Further to the budget earlier this week, below is a summary of the key points that may affect you.

Restart Grants

Shops can apply for up to £6,000 grant to reopen on April 12, while hospitality and leisure businesses could get up to £18,000.

A Restart Grant worth up to £18,000 for the largest businesses will help shops, pubs, hotels and any other small business through to June 21, when it’s hoped the final coronavirus restrictions will be lifted.

Where to find your Restart Grant

The Restart Grant scheme, administered by local councils, will help almost 700,000 small business owners including those running shops, pubs, clubs, hotels restaurants, gyms and hair salons. Non-essential retail businesses will get up to £6,000 per premises through the Restart Grant scheme to help them reopen. Shops will reopen no earlier than April 12, according to the Government’s Covid-19 roadmap. More Restart Grant money will be available for any small business in hospitality, accommodation, leisure, personal care and gyms, which will reopen later and will be more affected by restrictions. They can receive up to £18,000, depending on their rateable value.

Budget 2021 and what it means for small business

As expected, Chancellor Rishi Sunak has extended furlough until September, launched a Help to Grow digital training and grants scheme aimed at small business and extended self-employed Covid-19 financial support to a further 600,000 people.

In total, the extensions to furlough, self-employed support, business grants, loans and VAT cuts will bring total Covid-19 fiscal support to over £407bn.

Small business exempt from corporation tax hike

Any small business with profits of £50,000 or less will be exempt from the corporation tax increase to 25 per cent from 2023. This means that around 70 per cent of companies will be exempt from the corporation tax hike. A tapered rate will also be introduced for profits above £50,000, so that only businesses with profits of £250,000 or greater will be taxed at the full 25 per cent rate. As a firm, we will be reviewing every limited company we act for over the next 12 months to assess the potential impact on you if any. We have time on our side, so we will be able to plan.

Help to Grow scheme

Around 130,000 small and medium sized businesses will be supported through the new Help to Grow scheme, which will provide the digital and management tools and training. Any small business can apply for a £5,000 grant to pay for Government-approved productivity software.

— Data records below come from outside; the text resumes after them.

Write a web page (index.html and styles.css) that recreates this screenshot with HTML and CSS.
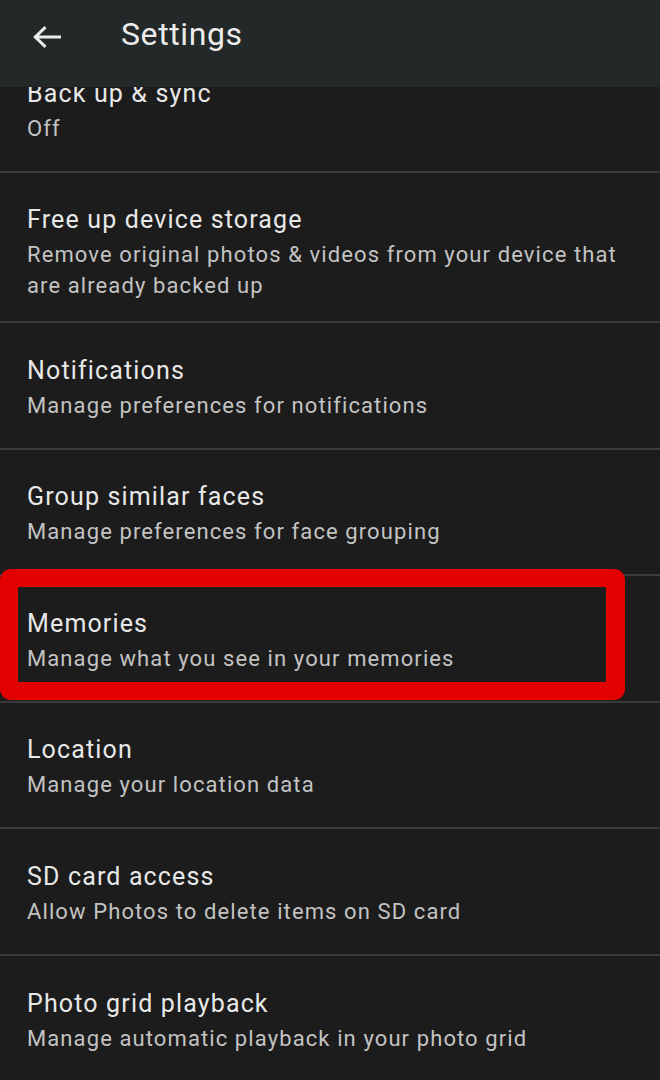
FILE: index.html
```html
<!DOCTYPE html>
<html>
<head>
<meta charset="utf-8">
<link rel="stylesheet" href="styles.css">
</head>
<body>
<div class="screen">
  <header class="appbar">
    <svg class="back" width="28" height="22" viewBox="0 0 28 22">
      <path d="M2.5 11H28M12.5 1.2L2.3 11L12.5 20.8" fill="none" stroke="#ececec" stroke-width="3"/>
    </svg>
    <h1 class="title">Settings</h1>
  </header>
  <main class="viewport">
    <div class="list">
      <div class="row first">
        <div class="row-title">Back up &amp; sync</div>
        <div class="row-sub">Off</div>
      </div>
      <div class="row">
        <div class="row-title">Free up device storage</div>
        <div class="row-sub">Remove original photos &amp; videos from your device that are already backed up</div>
      </div>
      <div class="row">
        <div class="row-title">Notifications</div>
        <div class="row-sub">Manage preferences for notifications</div>
      </div>
      <div class="row">
        <div class="row-title">Group similar faces</div>
        <div class="row-sub">Manage preferences for face grouping</div>
      </div>
      <div class="row highlighted">
        <div class="row-title">Memories</div>
        <div class="row-sub">Manage what you see in your memories</div>
        <div class="annotation"></div>
      </div>
      <div class="row">
        <div class="row-title">Location</div>
        <div class="row-sub">Manage your location data</div>
      </div>
      <div class="row">
        <div class="row-title">SD card access</div>
        <div class="row-sub">Allow Photos to delete items on SD card</div>
      </div>
      <div class="row">
        <div class="row-title">Photo grid playback</div>
        <div class="row-sub">Manage automatic playback in your photo grid</div>
      </div>
    </div>
  </main>
</div>
</body>
</html>
```
FILE: styles.css
```css
* { box-sizing: border-box; }
html, body {
  margin: 0;
  padding: 0;
  background: #1c1c1c;
}
body {
  font-family: Roboto, "Noto Sans", sans-serif;
  width: 660px;
  height: 1080px;
  overflow: hidden;
}
.screen {
  display: flex;
  flex-direction: column;
  height: 1080px;
}
.appbar {
  position: relative;
  z-index: 1;
  flex: 0 0 87px;
  height: 87px;
  background: #232928;
  display: flex;
  align-items: flex-start;
  padding: 14px 0 0 33px;
}
.back {
  display: block;
  margin-top: 12px;
  flex: 0 0 auto;
}
.title {
  margin: 0 0 0 60px;
  font-size: 32px;
  line-height: 40px;
  font-weight: 400;
  color: #ececec;
  letter-spacing: 0.6px;
}
.viewport {
  flex: 1 1 auto;
  overflow: hidden;
}
.list {
  margin-top: -43px;
}
.row {
  position: relative;
  min-height: 126.6px;
  border-top: 2px solid #3b3b3b;
  padding: 30.5px 20px 20px 27px;
  display: flex;
  flex-direction: column;
  gap: 2px;
}
.row.first {
  border-top-color: transparent;
}
.row-title {
  font-size: 25px;
  line-height: 34px;
  color: #e8e8e8;
  letter-spacing: 1.15px;
}
.row-sub {
  font-size: 22px;
  line-height: 31px;
  color: #c3c3c3;
  letter-spacing: 1.1px;
}
.annotation {
  position: absolute;
  left: 0;
  top: -7px;
  width: 625px;
  height: 131px;
  border: 18px solid #e30000;
  border-right-width: 19px;
  border-radius: 11px;
  pointer-events: none;
}
```
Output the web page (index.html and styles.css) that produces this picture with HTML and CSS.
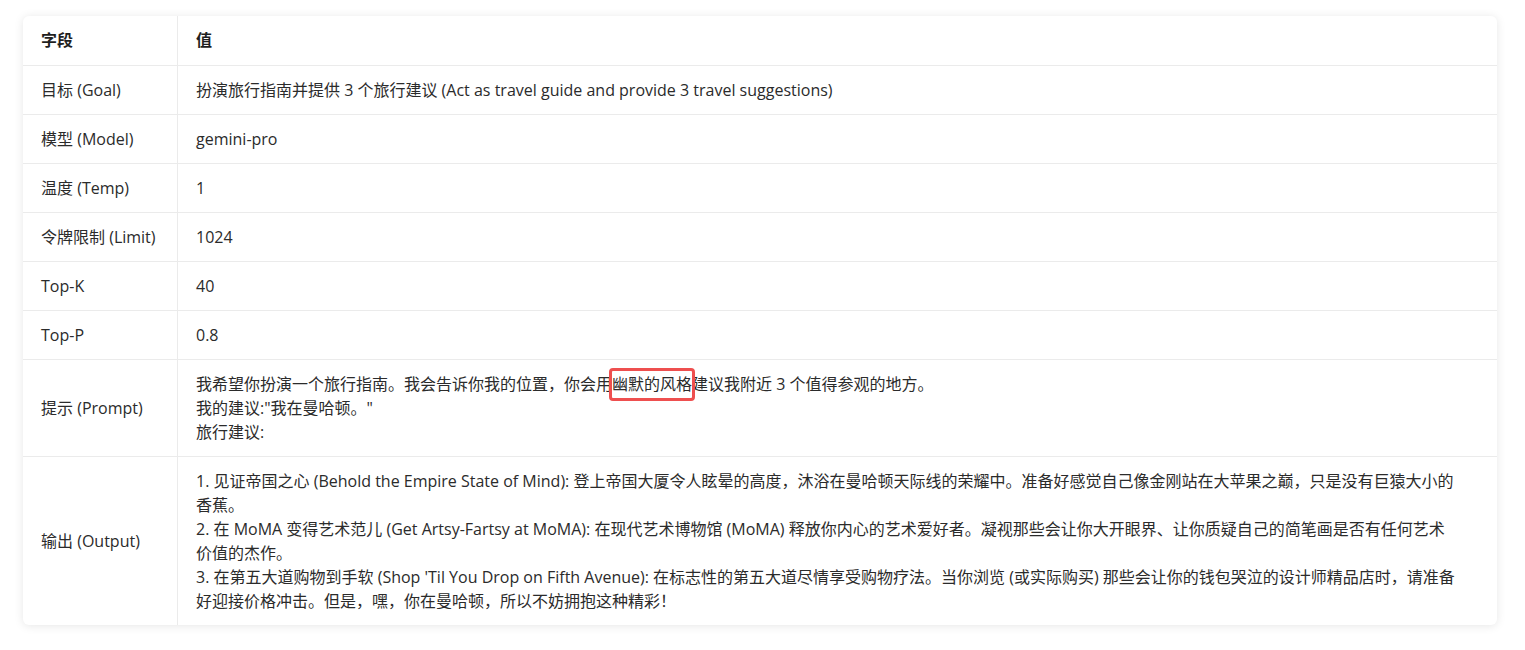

Self-Employment Income Support Scheme

Self-Employment Income Support Scheme (SEISS) will continue with a fourth and a fifth grant. The Chancellor announced that more than 600,000 people, many of whom became self-employed in 2019-20, may now be able to claim direct cash grants under SEISS. However, self-employed company directors who pay themselves in dividends rather than PAYE were again excluded from support.

Recovery Loan Scheme

A new Recovery Loan Scheme will also be launched to replace the existing Government-guaranteed Covid-19 financial support schemes that have supported £73bn of lending to date and close at the end of March. The Recovery Loan Scheme is scheduled to run until December 31 2021, but this is subject to review. Details of the scheme include:

  • Up to £10m facility per business:  The maximum value of a facility provided under the scheme will be £10m per business. Minimum facility sizes vary, starting at £1,000 for asset and invoice finance, and £25,001 for term loans and overdrafts
  • Turnover limit: There will be no turnover restriction for businesses accessing the scheme
  • Wide range of products: Businesses will be able to choose from a variety of products: term loans, overdrafts, asset finance and invoice finance facilities
  • Term length: Term loans and asset finance facilities are available for up to six years, with overdrafts and invoice finance available for up to three years
  • Interest and fees to be paid by the business from the outset: Businesses will be required to meet the costs of interest payments and any fees associated with the facility
  • Access to multiple schemes: Businesses who have taken out a CBILS, CLBILS or BBLS facility will be able to access the new scheme, although the maximum they are allowed to borrow will depend on their lender’s assessment and scheme requirements
  • Credit checks for all applicants: Lenders will be required to undertake credit and fraud checks for all applicants. When making their assessment, lenders may overlook concerns over short-to-medium term performance owing to the pandemic. The checks and approach may vary between lenders

Super-deduction tax break for investment

Mr Sunak also announced a “super deduction” tax break for companies investing in new equipment beginning April 2021. This is effectively a First Year Allowance on capital investment, but there are restrictions (e.g. it doesn’t apply to cars so please don’t rush out and by a Range Rover!)

Business rates holiday

The business rates holiday in England has been extended by an additional three months. That means 750,000 retail, hospitality and leisure properties in England will pay no business rates for three months from April 1 when combined with Small Business Rates Relief, with further relief available for the rest of the year.

Reduced VAT for tourism and hospitality

The Government has extended the temporary 5 per cent reduced rate of VAT until September 30 2021. To help businesses manage the transition back to the standard rate, a 12.5 per cent rate will then apply for a further six months, until 31 March 2022.

The above is an overview of the main headlines and as ever devil will be in the detail as it is released.